In "'Hello, Is This the Writing Center?': Illicit Paper Mill Activity and the Compromised Recomposition of College and University Websites," Jim Ridolfo, William Hart-Davidson, and Chris Lindgren report on how paper mill bots use college and university websites' vulnerabilities to infiltrated the websites, often creating redirects or replacing university content with paper mill content. Ridolfo and his coauthors identify different types of attacks by these paper mill bots and provide recommendations for what readers and institutions can do to respond to and prevent these illicit activities.

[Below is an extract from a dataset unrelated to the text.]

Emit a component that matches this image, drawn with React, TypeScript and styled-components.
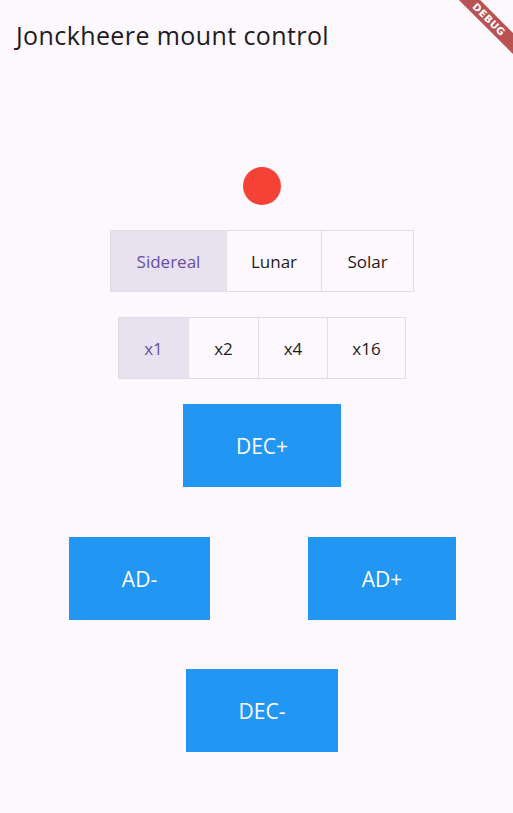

In "Canadian Mixtape: Sounding Out Digital Authoring Practices with Undergraduate Writer/Designers," Rich Shivener shares his approach to a sonic essay in his Intermediate Digital Authoring class. Students were asked to create a 3–5-minute audio essay exploring one of their digital authoring processes, "to do some recording, arranging, and thick listening to the signal and noise of their digital authoring practices as aspiring professional writers." Shivener's seven student coauthors also share their audio essays and their written rationales.

This issue also includes four Reviews: Kimberly Groves reviews Angela M. Haas and Michelle F. Eble's edited collection Key Theoretical Frameworks: Teaching Technical Communication in the Twenty-First Century; Keaton Lamle reviews John R. Gallagher and Dànielle Nicole DeVoss's collection Explanation Points: Publishing in Rhetoric and Composition; Jonathan Marine reviews Jared S. Colton and Steve Holmes's Rhetoric, Technology, and the Virtues; and Bailey Poland reviews Jessica Reyman and Derek M. Sparby's collection Digital Ethics: Rhetoric and Responsibility in Online Aggression.